I do have other sources of information and I probably agree in general that AI companies are doing pretty shady financial shenanigans. I even think it's possible that openai is in real trouble. But I don't extrapolate that into "AI is useless", which is what he does.

3 comments

> I guess what I'm saying is that I won't look at his numbers since he's an unreliable source from my point of view and there's a chance that he's going to try to deceive me and it's a waste of time for me to listen to him.

But he's linking out to sources

I would agree with you that extrapolating to “AI is useless” is definitely a giant step too far, and that part of the article ruins a lot of the other interesting bits of it.

It’s great that he cites a lot of sources but some of them aren’t great, like the Microsoft story about canceling their Claude spend. I think that particular story isn’t much of an indicator of anything, and it might not even be true.

But the financial part…this guy isn’t the only person out there sounding the alarm about the math not mathing.

FWIW I agree the financials are a bit crazy and OpenAI went a bit nuts with the circular deals. That said, honestly, I don't think it's the end of the world. I think there will probably be some correction/crash and it will probably be healthy. A lot of these circular deals will get canceled, but it's at the end of the day people changing imaginary numbers with each other. The underlying tech I still think it's revolutionary regardless, the same way that the internet was and the tech boom crash at the end of the day was a distraction from the fact that these companies did end up "ruling the world"
This is what critical reading is for. It requires you examining your own assumptions as much as the text's. If you don't engage with something or someone because of your own bias or assumptions, that is also willful ignorance; you also might end up never updating your prior stance when new information emerges.

There is a financial argument and capability argument.

In this case, he doesn't make the claim one follows from the other.
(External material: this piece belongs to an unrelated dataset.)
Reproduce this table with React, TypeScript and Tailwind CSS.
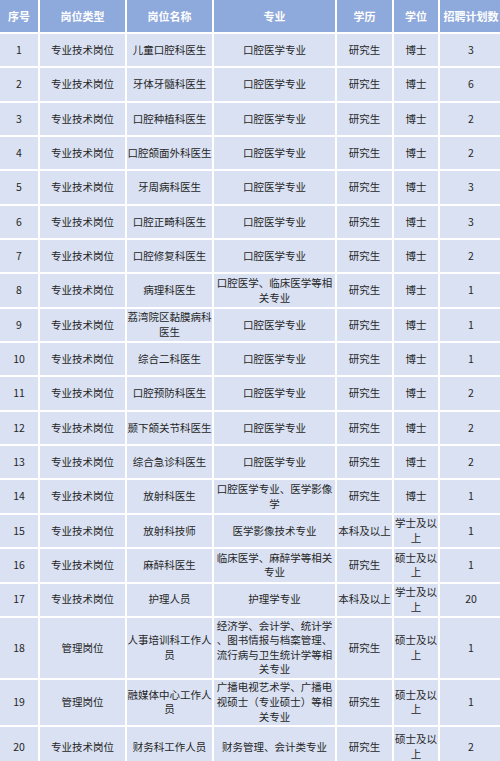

There's no shortage of sources of information. I'll exercise "critical reading" with sources I consider trustworthy to begin with. I've no time to engage with difficult analysis from people who are not worth the effort. You wouldn't engage with every lunacy you read on a tabloid, right? similar principle
Fair enough. I won't debate preferences or how you choose to spend your time. I think one of the merits of his articles is that he surveys and gathers sources that others can engage with. Even if we admit he is biased, that exercise (his writing) alone is valuable because one can contradict or reassess his claims.